The Symbol bears some similarity to the Smena 8M but has some important differences. It is much more robustly built and has a larger shutter lever that’s much easier to operate. The T-43 lens is broadly the same 40mm lens as that found on other Smena cameras but has much better coatings – it is definitely sharper and more contrasty. (The lens is so good that UK camera repairer Pierro Pozella made a short run of converted T-43s to shoot on Leica M-mount cameras.)

The Cosmic Symbol is zone-focus, with cartoon used to signify distance settings; some people signify this means it’s a toy camera, but it’s much more capable than cameras in this class. Along with these settings are weather symbols which help you get an accurate exposure without a lightmeter.

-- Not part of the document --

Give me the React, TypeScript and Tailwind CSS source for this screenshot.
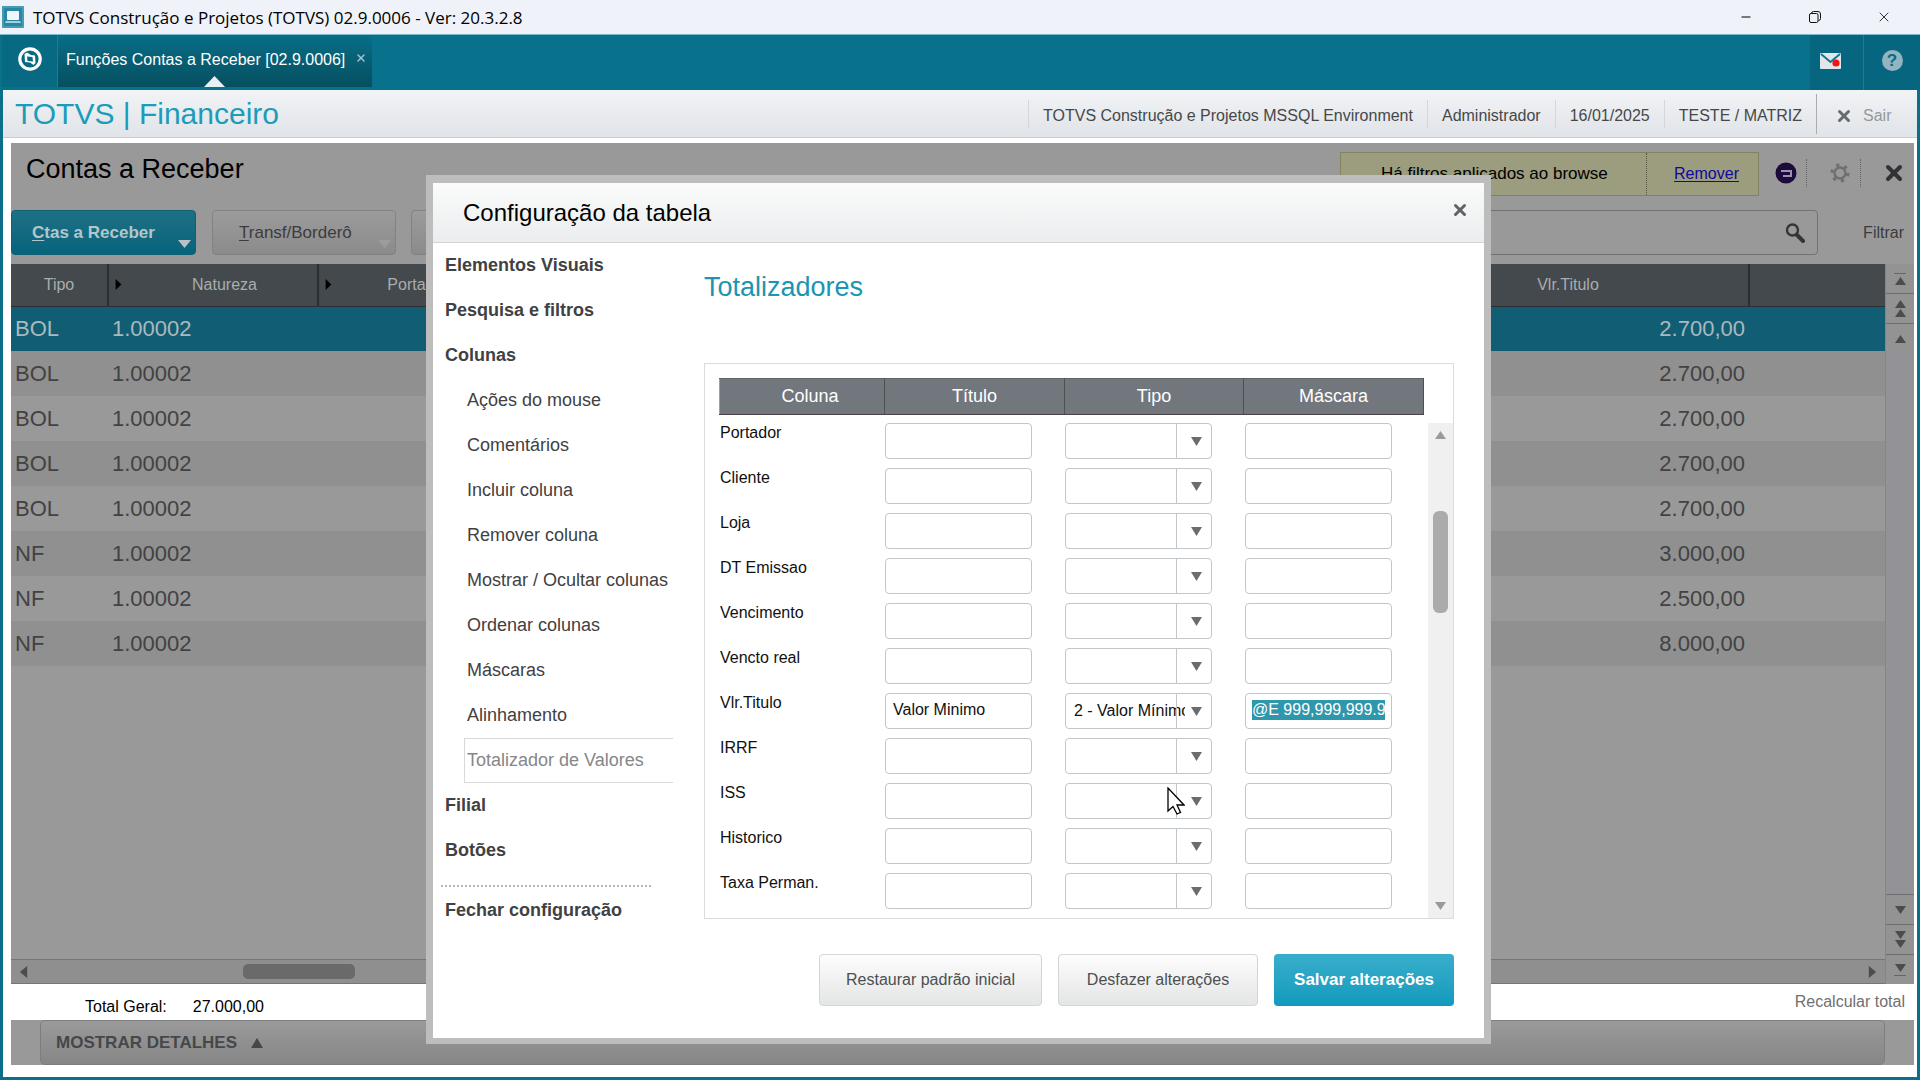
import { Minus, X } from "lucide-react"

const menu = [
  { label: "Elementos Visuais" },
  { label: "Pesquisa e filtros" },
  {
    label: "Colunas",
    items: [
      "Ações do mouse",
      "Comentários",
      "Incluir coluna",
      "Remover coluna",
      "Mostrar / Ocultar colunas",
      "Ordenar colunas",
      "Máscaras",
      "Alinhamento",
      "Totalizador de Valores",
    ],
  },
  { label: "Filial" },
  { label: "Botões" },
]

const totals = [
  { coluna: "Portador" },
  { coluna: "Cliente" },
  { coluna: "Loja" },
  { coluna: "DT Emissao" },
  { coluna: "Vencimento" },
  { coluna: "Vencto real" },
  { coluna: "Vlr.Titulo", titulo: "Valor Minimo", tipo: "2 - Valor Mínimo", mascara: "@E 999,999,999.99" },
  { coluna: "IRRF" },
  { coluna: "ISS" },
  { coluna: "Historico" },
  { coluna: "Taxa Perman." },
]

const records = [
  { tipo: "BOL", natureza: "1.00002", valor: "2.700,00" },
  { tipo: "BOL", natureza: "1.00002", valor: "2.700,00" },
  { tipo: "BOL", natureza: "1.00002", valor: "2.700,00" },
  { tipo: "BOL", natureza: "1.00002", valor: "2.700,00" },
  { tipo: "BOL", natureza: "1.00002", valor: "2.700,00" },
  { tipo: "NF", natureza: "1.00002", valor: "3.000,00" },
  { tipo: "NF", natureza: "1.00002", valor: "2.500,00" },
  { tipo: "NF", natureza: "1.00002", valor: "8.000,00" },
]

const arrows = {
  up: "M0 10 L6 0 L12 10 Z",
  down: "M0 0 L12 0 L6 10 Z",
  left: "M10 0 L10 12 L1 6 Z",
  right: "M1 0 L1 12 L10 6 Z",
}

function Arrow({ dir, className }: { dir: keyof typeof arrows; className: string }) {
  return (
    <svg viewBox={dir === "left" || dir === "right" ? "0 0 11 12" : "0 0 12 10"} preserveAspectRatio="none" className={className} fill="currentColor" aria-hidden="true">
      <path d={arrows[dir]} />
    </svg>
  )
}

function TitleBar() {
  return (
    <header className="flex h-[35px] items-center border-b border-[#7fb9c9] bg-[#eff2f8]">
      <svg viewBox="0 0 22 22" className="ml-[2px] h-[22px] w-[22px]" aria-hidden="true">
        <rect width="22" height="22" rx="1" fill="#2a86a3" />
        <rect x="1" y="1" width="20" height="20" fill="none" stroke="#5fb0c6" />
        <rect x="5" y="5" width="12" height="9" rx="1" fill="#eef8fb" />
        <path d="M4 15h14l1 2H3z" fill="#9fd3e0" />
      </svg>
      <h1 className="ml-[9px] pt-[2px] font-['Open_Sans',sans-serif] text-[17px] text-black">
        TOTVS Construção e Projetos (TOTVS) 02.9.0006 - Ver: 20.3.2.8
      </h1>
      <div className="ml-auto flex h-full items-center pr-[2px]">
        <button aria-label="Minimizar" className="flex h-full w-[69px] items-center justify-center">
          <Minus className="h-3.5 w-3.5 text-black" strokeWidth={2} />
        </button>
        <button aria-label="Restaurar" className="flex h-full w-[69px] items-center justify-center">
          <svg viewBox="0 0 12 12" className="h-3 w-3" fill="none" stroke="#111" aria-hidden="true">
            <rect x="0.5" y="2.5" width="8.5" height="9" rx="1.5" />
            <path d="M2.5 2.5 Q2.5 0.5 4.5 0.5 H9 Q11.5 0.5 11.5 3 V7.5 Q11.5 9.5 9.5 9.5" />
          </svg>
        </button>
        <button aria-label="Fechar janela" className="flex h-full w-[69px] items-center justify-center">
          <X className="h-4 w-4 text-[#333]" strokeWidth={1.5} />
        </button>
      </div>
    </header>
  )
}

function TabBar() {
  return (
    <nav className="flex h-[55px] bg-[#08718c]">
      <button aria-label="Início" className="ml-[2px] flex h-[52px] w-[56px] items-center justify-center border-r border-[#3a6f85] bg-[#086a82] pb-1">
        <svg viewBox="0 0 24 24" className="h-6 w-6" aria-hidden="true">
          <circle cx="12" cy="12" r="10.2" fill="none" stroke="#fff" strokeWidth="3.2" />
          <path d="M6.5 7 L9 5.5 L13 8 L17 8.5 L17.5 16 L15.5 18 L12 15.5 L7 15 Z" fill="#fff" />
          <path d="M9 9.5 L14.5 10 L15 14.5 L9.5 14 Z" fill="#086a82" />
        </svg>
      </button>
      <div className="relative flex h-[52px] w-[314px] items-center bg-gradient-to-b from-[#086e87] to-[#064f60] pb-[2px] pl-2 text-[16px] text-white">
        <a href="#funcoes">Funções Contas a Receber [02.9.0006]</a>
        <button aria-label="Fechar aba" className="ml-2.5 pb-1 text-[#9fc3ce]">
          <X className="h-3 w-3" strokeWidth={3} />
        </button>
        <Arrow dir="up" className="absolute bottom-0 left-[146px] h-[11px] w-[21px] text-[#e8f1f4]" />
      </div>
      <div className="ml-auto flex h-[55px] bg-[#07667f]">
        <button aria-label="Mensagens" className="flex w-[54px] items-center justify-center border-r border-[#3a6f85] pb-1 pr-3">
          <svg viewBox="0 0 21 16" className="h-4 w-[21px]" aria-hidden="true">
            <rect width="21" height="16" rx="1" fill="#dfe7ea" />
            <path d="M1 1 L10.5 9 L20 1" fill="none" stroke="#1b7389" strokeWidth="2" />
            <circle cx="16" cy="10" r="3.6" fill="#f21313" />
          </svg>
        </button>
        <button aria-label="Ajuda" className="flex w-[56px] items-center justify-center pb-1">
          <span className="flex h-[21px] w-[21px] items-center justify-center rounded-full bg-[#93b4c1] text-[17px] font-bold leading-none text-[#086a82]">?</span>
        </button>
      </div>
    </nav>
  )
}

function Toolbar() {
  return (
    <div className="flex h-[48px] items-center border-b border-[#c9cdcf] bg-gradient-to-b from-[#f1f3f5] to-[#e1e4e8] text-[16px] text-[#45484b]">
      <h2 className="ml-3 text-[30px] text-[#1a9cba]">TOTVS | Financeiro</h2>
      <div className="ml-auto flex h-7 items-center divide-x divide-[#d3d7da] border-l border-[#d3d7da] whitespace-nowrap">
        <span className="px-[14px] pt-1">TOTVS Construção e Projetos MSSQL Environment</span>
        <span className="px-[14px] pt-1">Administrador</span>
        <span className="px-[14px] pt-1">16/01/2025</span>
        <span className="px-[14px] pt-1">TESTE / MATRIZ</span>
      </div>
      <button className="flex h-10 w-[101px] items-center gap-[10px] border-l border-[#a9adb0] pl-[18px] pt-1 text-[#94989b]">
        <X className="h-[18px] w-[18px] text-[#686c70]" strokeWidth={4} />
        Sair
      </button>
    </div>
  )
}

function BrowseHeader() {
  return (
    <>
      <div className="flex h-[67px] items-start">
        <h2 className="ml-[15px] mt-2 text-[27px] leading-[36px] text-black">Contas a Receber</h2>
        <div className="ml-auto mt-[9px] flex h-[44px] items-center border border-[#83835f] bg-[#9c9c7e] text-[16px] text-black">
          <span className="w-[305px] pl-10 text-[17px]">Há filtros aplicados ao browse</span>
          <span className="flex h-full w-[112px] items-center justify-center border-l border-dotted border-[#55553f] pl-2">
            <a href="#remover" className="text-[#1008a0] underline underline-offset-2">Remover</a>
          </span>
        </div>
        <div className="mt-4 flex h-7 items-center">
          <button aria-label="Assistente" className="flex h-full w-[48px] items-center border-r border-dotted border-[#666] pl-4">
            <svg viewBox="0 0 22 22" className="h-[22px] w-[22px]" aria-hidden="true">
              <circle cx="11" cy="11" r="10.5" fill="#1c0c3c" />
              <path d="M6 9h10v5H8" stroke="#a08fae" strokeWidth="2" fill="none" />
            </svg>
          </button>
          <button aria-label="Configurações" className="flex h-full w-[54px] items-center justify-center border-r border-dotted border-[#666] pl-3 text-[#6f6f6f]">
            <svg viewBox="0 0 20 20" className="h-5 w-5" fill="none" stroke="currentColor" aria-hidden="true">
              <circle cx="10" cy="10" r="5.5" strokeWidth="2.4" />
              <circle cx="10" cy="10" r="8" strokeWidth="3" strokeDasharray="3.2 5.18" />
            </svg>
          </button>
          <button aria-label="Fechar" className="flex h-full w-[53px] items-center justify-center pl-3 text-[#303235]">
            <X className="h-6 w-6" strokeWidth={4} />
          </button>
        </div>
      </div>
      <div className="flex h-[45px] items-center text-[17px]">
        <button className="relative flex h-full w-[185px] items-center rounded-[4px] border border-[#0d6172] bg-gradient-to-b from-[#1e7084] to-[#04647c] pl-5 font-bold text-[#b5c6ca]">
          <span><span className="underline underline-offset-2">C</span>tas a Receber</span>
          <Arrow dir="down" className="absolute bottom-[6px] right-1 h-[8px] w-[13px] text-[#b9c3c5]" />
        </button>
        <button className="relative ml-4 flex h-full w-[184px] items-center rounded-[4px] border border-[#828282] bg-gradient-to-b from-[#9b9b9b] to-[#8b8b8b] pl-[26px] text-[17px] text-[#3c3c3c]">
          <span><span className="underline underline-offset-2">T</span>ransf/Borderô</span>
          <Arrow dir="down" className="absolute bottom-[6px] right-1 h-[8px] w-[13px] text-[#9c9c9c]" />
        </button>
        <button aria-label="Mais ações" className="ml-[15px] h-full w-[184px] rounded-[4px] border border-[#828282] bg-gradient-to-b from-[#9b9b9b] to-[#8b8b8b]" />
        <div className="ml-4 flex h-full flex-1 items-center rounded-[4px] border border-[#727272]">
          <input aria-label="Pesquisar" className="h-full min-w-0 flex-1 bg-transparent px-3 outline-none" />
          <button aria-label="Buscar" className="mr-3 text-[#333537]">
            <svg viewBox="0 0 20 20" className="h-5 w-5" fill="none" stroke="currentColor" aria-hidden="true">
              <circle cx="7.5" cy="7" r="5.5" strokeWidth="2.4" />
              <path d="M12 12 L18 18" strokeWidth="4" strokeLinecap="round" />
            </svg>
          </button>
        </div>
        <button className="w-[96px] pr-[10px] text-right text-[16px] text-[#3c3c3c]">Filtrar</button>
      </div>
    </>
  )
}

function BrowseTable() {
  return (
    <table className="w-full table-fixed border-collapse">
      <colgroup>
        <col className="w-[97px]" />
        <col className="w-[210px]" />
        <col className="w-[177px]" />
        <col />
        <col className="w-[362px]" />
        <col className="w-[136px]" />
      </colgroup>
      <thead>
        <tr className="h-[42px] bg-[#43494c] text-[16px] text-[#a9adae]">
          <th className="border-r-2 border-b border-[#2b2f31] font-normal">Tipo</th>
          {["Natureza", "Portador"].map((name) => (
            <th key={name} className="border-r-2 border-b border-[#2b2f31] font-normal">
              <span className="flex items-center pl-1.5">
                <Arrow dir="right" className="h-[11px] w-[7px] text-black" />
                <span className="flex-1 pl-2.5">{name}</span>
              </span>
            </th>
          ))}
          <th className="border-r-2 border-b border-[#2b2f31]" />
          <th className="border-r-2 border-b border-[#2b2f31] font-normal">Vlr.Titulo</th>
          <th className="border-b border-[#2b2f31]" />
        </tr>
      </thead>
      <tbody>
        {records.map((record, index) => (
          <tr
            key={index}
            className={`h-[45px] text-[22px] leading-[30px] ${
              index === 0 ? "bg-[#115e74] text-[#a9b9bd]" : index % 2 ? "bg-[#909090] text-[#424242]" : "bg-[#999999] text-[#424242]"
            }`}
          >
            <td className="pl-1">{record.tipo}</td>
            <td className="pl-1">{record.natureza}</td>
            <td />
            <td />
            <td className="pr-1 text-right">{record.valor}</td>
            <td />
          </tr>
        ))}
      </tbody>
    </table>
  )
}

const railButton = "flex h-[30px] w-full flex-col items-center justify-center border-b border-[#6d6d6d] bg-[#939393] text-[#4a4c4e]"

function ScrollRail() {
  return (
    <div className="flex w-[29px] flex-col justify-between border-l border-[#858585] bg-[#939397]">
      <div>
        <button aria-label="Primeiro registro" className={railButton}>
          <span className="mb-[3px] h-px w-3 bg-[#666]" />
          <Arrow dir="up" className="h-2 w-[11px]" />
        </button>
        <button aria-label="Página anterior" className={railButton}>
          <Arrow dir="up" className="h-2 w-[11px]" />
          <Arrow dir="up" className="mt-px h-2 w-[11px]" />
        </button>
        <button aria-label="Registro anterior" className="flex h-[30px] w-full items-center justify-center bg-[#939393] text-[#4a4c4e]">
          <Arrow dir="up" className="h-2 w-[11px]" />
        </button>
      </div>
      <div className="border-t border-[#6d6d6d]">
        <button aria-label="Próximo registro" className={railButton}>
          <Arrow dir="down" className="h-2 w-[11px]" />
        </button>
        <button aria-label="Próxima página" className={railButton}>
          <Arrow dir="down" className="h-2 w-[11px]" />
          <Arrow dir="down" className="mt-px h-2 w-[11px]" />
        </button>
        <button aria-label="Último registro" className="flex h-[29px] w-full flex-col items-center justify-center bg-[#939393] text-[#4a4c4e]">
          <Arrow dir="down" className="h-2 w-[11px]" />
          <span className="mt-[3px] h-px w-3 bg-[#666]" />
        </button>
      </div>
    </div>
  )
}

function Browse() {
  return (
    <main className="mt-[5px] flex flex-1 flex-col pb-3 pl-2 pr-[3px]">
      <div className="flex flex-1 flex-col bg-[#999999]">
        <BrowseHeader />
        <div className="mt-[9px] flex flex-1">
          <div className="flex min-w-0 flex-1 flex-col">
            <div className="flex-1">
              <BrowseTable />
            </div>
            <div className="flex h-[25px] items-center border-y border-[#757575] bg-[#8f8f8f] px-2 text-[#4c4c4c]">
              <Arrow dir="left" className="h-3 w-[9px]" />
              <span className="ml-[215px] h-[15px] w-[112px] rounded-[5px] bg-[#6a6a6a]" />
              <Arrow dir="right" className="ml-auto h-3 w-[9px]" />
            </div>
          </div>
          <ScrollRail />
        </div>
      </div>
      <div className="flex h-[36px] items-center justify-between bg-white pl-[74px] pr-[9px] text-[16px]">
        <div className="flex gap-[26px] pt-2.5 text-black">
          <span>Total Geral:</span>
          <span>27.000,00</span>
        </div>
        <button className="text-[#707070]">Recalcular total</button>
      </div>
      <div className="bg-[#999999] pl-[29px] pr-[29px]">
        <button className="flex h-[45px] w-full items-center gap-[14px] rounded-[5px] border border-[#7d7d7d] bg-gradient-to-b from-[#9a9a9a] to-[#868686] pl-[15px] text-[17px] font-bold text-[#45474a]">
          MOSTRAR DETALHES
          <Arrow dir="up" className="h-[10px] w-3" />
        </button>
      </div>
    </main>
  )
}

function ConfigMenu() {
  return (
    <nav className="w-[271px] shrink-0 pl-3 text-[18px] text-[#3f4142]">
      <ul>
        {menu.map((group) => (
          <li key={group.label}>
            <a href="#grupo" className="flex h-[45px] items-center font-bold">{group.label}</a>
            {group.items && (
              <ul className="pl-[19px] pr-[20px]">
                {group.items.map((item) => (
                  <li key={item}>
                    <a
                      href="#item"
                      className={`flex h-[45px] w-[209px] items-center whitespace-nowrap border-y border-l pl-[2px] ${
                        item === "Totalizador de Valores" ? "border-[#d9d9d9] text-[#85878a]" : "border-transparent"
                      }`}
                    >
                      {item}
                    </a>
                  </li>
                ))}
              </ul>
            )}
          </li>
        ))}
      </ul>
      <hr className="-ml-1 mt-[12px] w-[210px] border-t-2 border-dotted border-[#b5b5b5]" />
      <a href="#fechar" className="flex h-[47px] items-center font-bold">Fechar configuração</a>
    </nav>
  )
}

const field = "block h-9 w-[147px] rounded-[4px] border border-[#c3c6c8] text-[16px] outline-none"

function TotalsPanel() {
  return (
    <section className="border border-[#dcdcdc] pl-[14px] pt-[14px]">
      <table className="table-fixed border-collapse">
        <colgroup>
          <col className="w-[165px]" />
          <col className="w-[180px]" />
          <col className="w-[179px]" />
          <col className="w-[180px]" />
        </colgroup>
        <thead>
          <tr className="h-[36px] bg-[#72777d] text-[18px] text-white">
            {["Coluna", "Título", "Tipo", "Máscara"].map((name) => (
              <th key={name} className="border-x border-y border-l-[#9ea2a6] border-r-[#4d5054] border-b-[#4a4348] border-t-[#5f6469] font-normal first:pl-4">
                {name}
              </th>
            ))}
          </tr>
        </thead>
      </table>
      <div className="mt-2 flex">
        <table className="table-fixed border-collapse">
          <colgroup>
            <col className="w-[166px]" />
            <col className="w-[180px]" />
            <col className="w-[180px]" />
            <col className="w-[180px]" />
          </colgroup>
          <tbody>
            {totals.map((row) => (
              <tr key={row.coluna} className="h-[45px] align-top">
                <th scope="row" className="pl-px text-left text-[16px] font-normal leading-5 text-[#111]">{row.coluna}</th>
                <td>
                  <input aria-label={`Título ${row.coluna}`} defaultValue={row.titulo} className={`${field} bg-white px-[7px] pb-[2px] text-[#111]`} />
                </td>
                <td>
                  <div className="relative w-[147px]">
                    <select aria-label={`Tipo ${row.coluna}`} defaultValue={row.tipo} className={`${field} appearance-none bg-white pl-2 pr-[26px] text-[#111]`}>
                      <option>{row.tipo}</option>
                    </select>
                    <span className="pointer-events-none absolute inset-y-px right-0 flex w-[36px] items-center justify-center border-l border-[#c3c6c8] pl-1 text-[#6a6d70]">
                      <Arrow dir="down" className="h-[9px] w-[11px]" />
                    </span>
                  </div>
                </td>
                <td>
                  <input
                    aria-label={`Máscara ${row.coluna}`}
                    defaultValue={row.mascara}
                    className={`${field} px-[6px] pb-2 pt-[6px] ${row.mascara ? "bg-[#2f97ab] bg-clip-content text-white" : "bg-white"}`}
                  />
                </td>
              </tr>
            ))}
          </tbody>
        </table>
        <div className="ml-[3px] flex flex-1 flex-col items-center bg-[#f0f0f0] text-[#9a9a9a]">
          <Arrow dir="up" className="mt-2 h-2 w-[11px]" />
          <span className="mt-[72px] h-[102px] w-[15px] rounded-[6px] bg-[#ababab]" />
          <Arrow dir="down" className="mb-2 mt-auto h-2 w-[11px]" />
        </div>
      </div>
    </section>
  )
}

function ConfigDialog() {
  return (
    <div role="dialog" aria-label="Configuração da tabela" className="w-[1065px] self-start border-x-[7px] border-b-[6px] border-t-8 border-[#bdbdbd] bg-white">
      <header className="flex h-[60px] items-center justify-between border-b border-[#d2d4d5] bg-gradient-to-b from-[#fafbfb] to-[#ebedee] pl-[30px] pr-[15px]">
        <h2 className="text-[24px] leading-[30px] text-black">Configuração da tabela</h2>
        <button aria-label="Fechar diálogo" className="mb-[6px] text-[#606366]">
          <X className="h-[18px] w-[18px]" strokeWidth={4} />
        </button>
      </header>
      <div className="flex">
        <ConfigMenu />
        <div className="flex-1 pb-8 pr-[30px]">
          <h3 className="flex h-[120px] items-start pt-[26px] text-[27px] leading-[36px] text-[#1a96b3]">Totalizadores</h3>
          <TotalsPanel />
          <div className="mt-[35px] flex justify-end gap-4 text-[16px] text-[#4b4f52]">
            <button className="h-[52px] w-[223px] rounded-[4px] border border-[#d3d5d6] bg-gradient-to-b from-[#fdfdfd] to-[#e4e5e6]">
              Restaurar padrão inicial
            </button>
            <button className="h-[52px] w-[200px] rounded-[4px] border border-[#d3d5d6] bg-gradient-to-b from-[#fdfdfd] to-[#e4e5e6]">
              Desfazer alterações
            </button>
            <button className="h-[52px] w-[180px] rounded-[4px] bg-gradient-to-b from-[#38aecb] to-[#0f9abd] text-[17px] font-bold text-white">
              Salvar alterações
            </button>
          </div>
        </div>
      </div>
    </div>
  )
}

export default function App() {
  return (
    <div className="relative flex min-h-screen flex-col bg-white font-['Liberation_Sans',Arial,sans-serif]">
      <TitleBar />
      <TabBar />
      <div className="flex flex-1 flex-col border-x-[3px] border-b-[3px] border-[#0c6e88]">
        <Toolbar />
        <Browse />
      </div>
      <div className="absolute inset-0 flex justify-center pr-[3px] pt-[175px]">
        <ConfigDialog />
      </div>
      {/* mouse pointer */}
      <svg viewBox="0 0 18 28" className="absolute left-[1167px] top-[787px] h-7 w-[18px]" fill="#fff" stroke="#000" strokeWidth="1.3" aria-hidden="true">
        <path d="M1 1 L1 24 L6 19.5 L10 27 L13.5 25.5 L10 18 L17 18 Z" />
      </svg>
    </div>
  )
}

Just set your film speed on the ring on the front of the lens and this sets the aperture – moving to a different weather symbols changes the shutter speed.

You can of course over-ride these settings (especially if you have a handheld meter to hand) but for an analogue system it works pretty well.

Seagull on rocky inlet shore (Pic: Stephen Dowling) Boat called'Anita' in river (Pic: Stephen Dowling) Gate saying PBC and flag (Pic: Stephen Dowling) Wooden staits leading to sea (Pic: Stephen Dowling)

The Smena Symbol is a camera I’ve wanted to pack in the camera bag on trips for a while and I finally brought one to New Zealand with me at the start of the year. I took it on a day-long walk around Wellington’s bays (a brilliant day’s activity if you fancy a 30,000-step schlep to kick away the jetlag) and shot another roll in the sleep seaside village of Paekakariki.

The Smena Symbol is one of the quiet classics of Soviet camera design – dependable, robust, and capable of sparkling results.